── Data excerpts
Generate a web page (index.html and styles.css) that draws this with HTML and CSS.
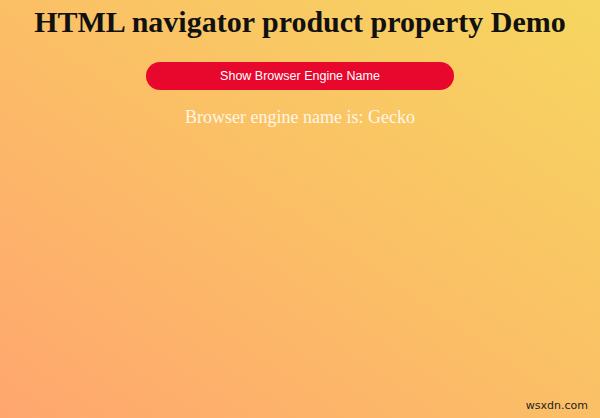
FILE: index.html
```html
<!DOCTYPE html>
<html>
<head>
<meta charset="utf-8">
<link rel="stylesheet" href="styles.css">
</head>
<body>
<main class="page">
  <h1 class="title">HTML navigator product property Demo</h1>
  <button class="btn">Show Browser Engine Name</button>
  <p class="result">Browser engine name is: Gecko</p>
</main>
<div class="watermark">wsxdn.com</div>
</body>
</html>
```
FILE: styles.css
```css
html, body {
  margin: 0;
  height: 100%;
}
body {
  background: linear-gradient(to top right, #ffa66f 0%, #fbbf66 50%, #f6d660 100%);
  font-family: "Liberation Serif", "Times New Roman", serif;
  position: relative;
  overflow: hidden;
}
.page {
  display: flex;
  flex-direction: column;
  align-items: center;
  padding-top: 5px;
}
.title {
  font-size: 30px;
  font-weight: bold;
  color: #111;
  margin: 0;
  line-height: 34px;
}
.btn {
  margin-top: 23px;
  width: 308px;
  height: 28px;
  border: none;
  border-radius: 14px;
  background: #e8072d;
  color: #fff;
  font-family: "Liberation Sans", Arial, sans-serif;
  font-size: 12.5px;
  cursor: pointer;
}
.result {
  margin: 16px 0 0;
  font-size: 18px;
  line-height: 22px;
  color: #fff6e6;
}
.watermark {
  position: absolute;
  right: 12px;
  bottom: 6px;
  font-family: "DejaVu Sans", sans-serif;
  font-size: 11px;
  color: #222;
}
```
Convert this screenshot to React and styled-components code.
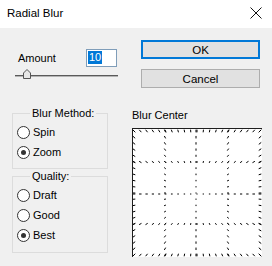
────
What is being asked:
Lines that hold the word "this" are the ones to return, every one of them.

Exercise response:
Generate a web page (index.html and styles.css) that draws this with HTML and CSS.
Convert this screenshot to React and styled-components code.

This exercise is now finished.